The reusable bag market in Malaysia illustrates this dynamic clearly. Suppliers serving corporate clients, retail chains, and event organizers operate on thin margins. Their MOQs are not arbitrary barriers but reflect the minimum volume needed to cover setup costs and achieve acceptable per-unit economics. When a buyer pushes for quantities below MOQ, the supplier faces a choice: decline the order, accept a loss on the run, or adjust the production method to reduce setup costs. The third option often means switching from screen printing to heat transfer, from woven handles to die-cut handles, or from premium non-woven fabric to lighter-weight material. The buyer gets their 250 bags, but the product is not equivalent to what a 500-unit run would have delivered. The cost savings are illusory because the quality trade-off was never made explicit.

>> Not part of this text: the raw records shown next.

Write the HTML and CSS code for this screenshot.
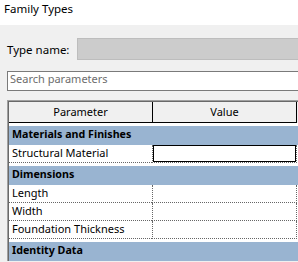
FILE: index.html
```html
<!DOCTYPE html>
<html>
<head>
<meta charset="utf-8">
<link rel="stylesheet" href="styles.css">
</head>
<body>
<div class="title">Family Types</div>
<div class="panel">
  <div class="typerow">
    <span class="label">Type name:</span>
    <div class="typebox"></div>
  </div>
  <div class="search">Search parameters</div>
  <div class="grid">
    <div class="gridin">
      <div class="head">
        <div class="hcell">Parameter</div>
        <div class="hcell">Value</div>
        <div class="hrest"></div>
      </div>
      <div class="section">Materials and Finishes</div>
      <div class="row">
        <div class="pcell">Structural Material</div>
        <div class="vcell"><div class="editbox"></div></div>
      </div>
      <div class="section">Dimensions</div>
      <div class="row">
        <div class="pcell">Length</div>
        <div class="vcell"></div>
      </div>
      <div class="row">
        <div class="pcell">Width</div>
        <div class="vcell"></div>
      </div>
      <div class="row">
        <div class="pcell">Foundation Thickness</div>
        <div class="vcell"></div>
      </div>
      <div class="section">Identity Data</div>
    </div>
  </div>
</div>
</body>
</html>
```

FILE: styles.css
```css
html, body {
  margin: 0;
  padding: 0;
}
body {
  width: 298px;
  height: 262px;
  overflow: hidden;
  background: #f0f0f0;
  font-family: "Segoe UI", "Noto Sans", sans-serif;
  font-size: 11px;
  color: #000;
}
.title {
  height: 25px;
  box-sizing: border-box;
  padding: 1px 0 0 4px;
  line-height: 16px;
  font-size: 11.5px;
  background: #fff;
}
.panel {
  padding-left: 7px;
}
.typerow {
  display: flex;
  align-items: center;
  margin-top: 13px;
}
.label {
  width: 70px;
  font-size: 11.5px;
}
.typebox {
  flex: 1;
  height: 22px;
  box-sizing: border-box;
  background: #cccccc;
  border: 1px solid #bdbdbd;
  border-right: none;
}
.search {
  margin-top: 11px;
  height: 20px;
  box-sizing: border-box;
  border: 1px solid #7a7a7a;
  border-right: none;
  background: #fff;
  padding-left: 2px;
  line-height: 14px;
  color: #6d6d6d;
}
.grid {
  margin-top: 9px;
  border-top: 1px solid #a0a0a0;
  border-left: 1px solid #a0a0a0;
}
.gridin {
  border-top: 1px solid #696969;
  border-left: 1px solid #696969;
  background: #fff;
}
.head {
  display: flex;
  height: 21px;
}
.hcell {
  width: 144px;
  flex: none;
  box-sizing: border-box;
  border-right: 1px solid #000;
  border-bottom: 1px solid #000;
  background: #f0f0f0;
  text-align: center;
  line-height: 20px;
}
.hrest {
  flex: 1;
  background: #f0f0f0;
}
.section {
  margin-top: 3px;
  height: 19px;
  box-sizing: border-box;
  padding: 1px 0 0 3px;
  line-height: 15px;
  background: #99b4d1;
  font-weight: bold;
  font-size: 10.7px;
}
.row {
  display: flex;
  height: 18px;
}
.pcell {
  width: 143px;
  flex: none;
  box-sizing: border-box;
  padding-left: 3px;
  line-height: 16px;
  border-bottom: 1px dotted #666;
}
.vcell {
  width: 145px;
  flex: none;
  box-sizing: border-box;
  border-left: 1px dotted #666;
  border-right: 1px dotted #666;
  border-bottom: 1px dotted #666;
}
.editbox {
  height: 17px;
  box-sizing: border-box;
  border: 1px solid #000;
  background: #fff;
}
```
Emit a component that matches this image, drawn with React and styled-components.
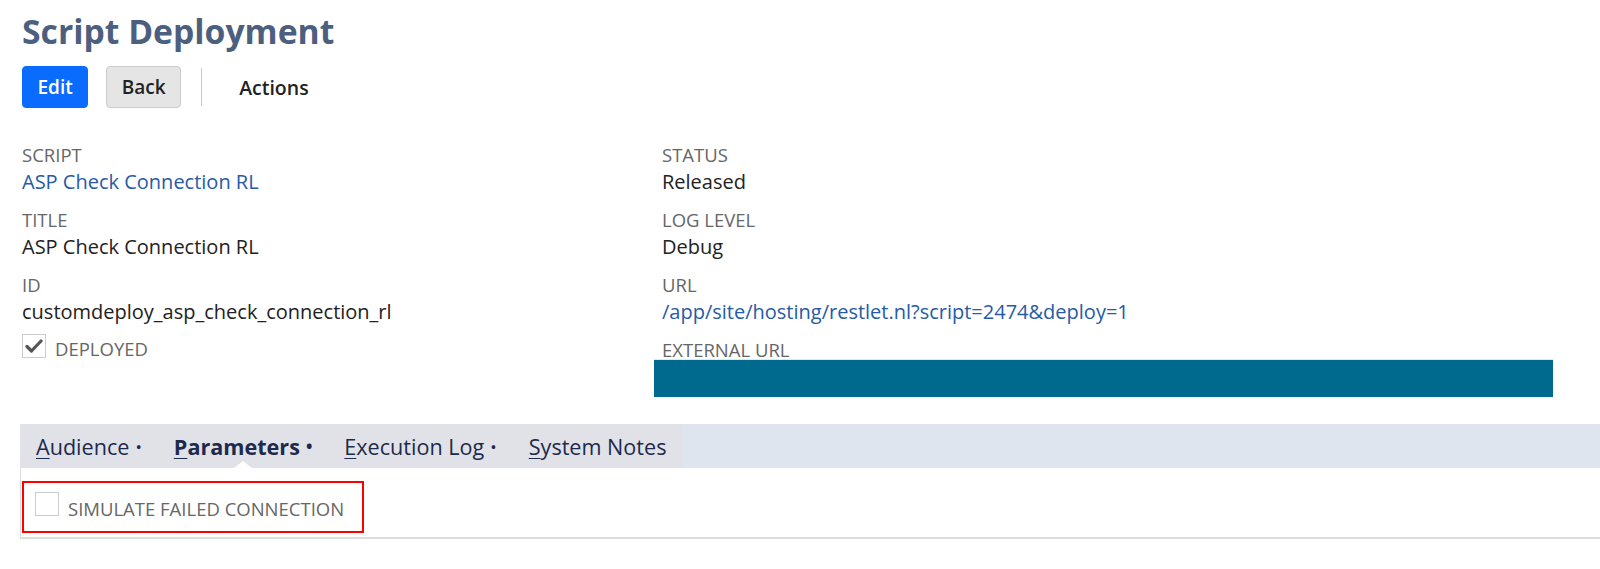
import React from 'react';
import styled, { createGlobalStyle } from 'styled-components';

const GlobalStyle = createGlobalStyle`
    body {
        margin: 0;
        background: #ffffff;
        font-family: "Open Sans", "Liberation Sans", sans-serif;
        color: #222222;
    }
`

const Page = styled.div`
    width: 1600px;
    padding-top: 11px;
`

const Header = styled.div`
    padding-left: 22px;
`

const Title = styled.h1`
    margin: 0;
    font-size: 33.7px;
    line-height: 40px;
    font-weight: 700;
    color: #4d5f7e;
`

const Toolbar = styled.div`
    display: flex;
    align-items: center;
    margin-top: 15px;
    height: 42px;
`

const Button = styled.button`
    height: 42px;
    padding: 0 14.5px;
    font-family: inherit;
    font-size: 19px;
    font-weight: 600;
    border-radius: 4px;
    margin-right: 18px;
    background-color: ${props => props.primary ? '#0a6cff' : '#e5e5e5'};
    color: ${props => props.primary ? '#ffffff' : '#222222'};
    border: 1px solid ${props => props.primary ? '#0a6cff' : '#cccccc'};
`

const Divider = styled.div`
    width: 1px;
    height: 38px;
    background: #c8c8c8;
    margin: 0 37px 0 2px;
`

const ActionsLabel = styled.span`
    font-size: 19.5px;
    font-weight: 600;
    color: #222222;
`

const Fields = styled.div`
    display: grid;
    grid-template-columns: 640px 1fr;
    margin-top: 35px;
    padding-left: 22px;
`

const Column = styled.div`
    display: flex;
    flex-direction: column;
`

const Field = styled.div`
    display: flex;
    flex-direction: column;
    gap: 1px;
    margin-bottom: 12px;
`

const Label = styled.div`
    font-size: 18.5px;
    line-height: 24px;
    color: #666666;
    text-transform: uppercase;
`

const Value = styled.div`
    font-size: 20px;
    line-height: 28px;
    color: ${props => props.link ? '#255ba7' : '#222222'};
`

const CheckRow = styled.div`
    display: flex;
    align-items: flex-start;
    gap: 9px;
    margin-top: -4px;
`

const CheckBox = styled.div`
    width: 24px;
    height: 24px;
    box-sizing: border-box;
    border: 1px solid #cccccc;
    display: flex;
    align-items: center;
    justify-content: center;
    background: #ffffff;
    flex-shrink: 0;
`

const CheckLabel = styled.span`
    font-size: 18.5px;
    line-height: 24px;
    color: #666666;
    text-transform: uppercase;
    margin-top: ${props => props.offset || 5}px;
`

const ExternalBar = styled.div`
    width: 899px;
    height: 37px;
    margin-left: -8px;
    margin-top: -3px;
    background: #006a8e;
    border-top: 1px solid #e6e6e6;
`

const Tabs = styled.div`
    display: flex;
    margin-top: 27px;
    margin-left: 20px;
    height: 44px;
    background: #dfe5ee;
`

const TabGroup = styled.div`
    display: flex;
    background: #e1e2e7;
`

const Tab = styled.div`
    position: relative;
    display: flex;
    align-items: center;
    padding: 0 16px;
    font-size: 21.6px;
    color: #1d2a4d;
    font-weight: ${props => props.active ? 700 : 400};

    u {
        text-decoration-thickness: 1px;
        text-underline-offset: 3px;
    }

    &::after {
        content: '';
        display: ${props => props.active ? 'block' : 'none'};
        position: absolute;
        bottom: 0;
        left: 50%;
        margin-left: -9px;
        border-left: 9px solid transparent;
        border-right: 9px solid transparent;
        border-bottom: 7px solid #ffffff;
    }
`

const Bullet = styled.span`
    margin-left: 6px;
    font-size: 17px;
`

const TabPanel = styled.div`
    margin-left: 20px;
    height: 71px;
    padding-top: 13px;
    box-sizing: border-box;
    border-left: 1px solid #dddddd;
    border-bottom: 2px solid #dddddd;
`

const Highlight = styled.div`
    width: 342px;
    height: 52px;
    box-sizing: border-box;
    margin-left: 1px;
    border: 2px solid #ff0000;
    display: flex;
    align-items: flex-start;
    padding: 9px 0 0 11px;
    gap: 9px;
`

const Check = () => (
    <svg width="18" height="16" viewBox="0 0 18 16">
        <path d="M2 8.5 L6.5 13 L16 3" fill="none" stroke="#555555" strokeWidth="3.2" strokeLinecap="round" strokeLinejoin="round" />
    </svg>
)

const tabs = [
    { key: 'A', rest: 'udience', bullet: true },
    { key: 'P', rest: 'arameters', bullet: true, active: true },
    { key: 'E', rest: 'xecution Log', bullet: true },
    { key: 'S', rest: 'ystem Notes' },
]

export default function App() {
    return (
        <Page>
            <GlobalStyle />
            <Header>
                <Title>Script Deployment</Title>
                <Toolbar>
                    <Button primary>Edit</Button>
                    <Button>Back</Button>
                    <Divider />
                    <ActionsLabel>Actions</ActionsLabel>
                </Toolbar>
            </Header>

            <Fields>
                <Column>
                    <Field>
                        <Label>Script</Label>
                        <Value link>ASP Check Connection RL</Value>
                    </Field>
                    <Field>
                        <Label>Title</Label>
                        <Value>ASP Check Connection RL</Value>
                    </Field>
                    <Field>
                        <Label>ID</Label>
                        <Value>customdeploy_asp_check_connection_rl</Value>
                    </Field>
                    <CheckRow>
                        <CheckBox><Check /></CheckBox>
                        <CheckLabel offset={3}>Deployed</CheckLabel>
                    </CheckRow>
                </Column>
                <Column>
                    <Field>
                        <Label>Status</Label>
                        <Value>Released</Value>
                    </Field>
                    <Field>
                        <Label>Log Level</Label>
                        <Value>Debug</Value>
                    </Field>
                    <Field>
                        <Label>URL</Label>
                        <Value link>/app/site/hosting/restlet.nl?script=2474&amp;deploy=1</Value>
                    </Field>
                    <Label>External URL</Label>
                    <ExternalBar />
                </Column>
            </Fields>

            <Tabs>
                <TabGroup>
                    {tabs.map(t => (
                        <Tab key={t.key} active={t.active}>
                            <span><u>{t.key}</u>{t.rest}</span>
                            {t.bullet && <Bullet>•</Bullet>}
                        </Tab>
                    ))}
                </TabGroup>
            </Tabs>
            <TabPanel>
                <Highlight>
                    <CheckBox />
                    <CheckLabel>Simulate Failed Connection</CheckLabel>
                </Highlight>
            </TabPanel>
        </Page>
    );
}
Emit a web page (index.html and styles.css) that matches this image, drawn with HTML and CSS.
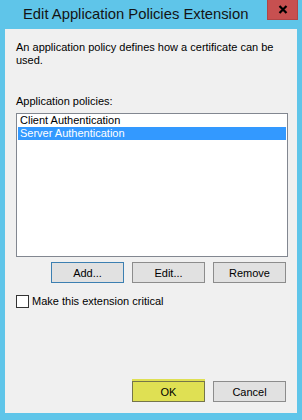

Ultimately, the relationship between MOQ and order splitting is one of production economics, not supplier inflexibility. Factories set MOQs based on the break-even point where revenue from a production run covers the fixed setup costs and variable material and labor costs. Splitting an order below that threshold forces the supplier to either absorb a loss or pass the duplicated costs back to the buyer. Buyers who recognize this reality approach MOQ decisions as a total cost of ownership calculation rather than a unit price negotiation. They evaluate whether the cash flow benefit of splitting orders outweighs the cumulative cost of duplicated setup, administrative overhead, and material inconsistency risk. When the analysis favors meeting the MOQ, they explore split delivery arrangements that preserve production efficiency while aligning inventory receipt with demand timing. When the analysis favors splitting orders, they do so with full awareness of the premium they are paying and the quality trade-offs they are accepting. The misjudgment happens when buyers treat setup costs as a one-time expense, failing to recognize that every production run resets the cost clock.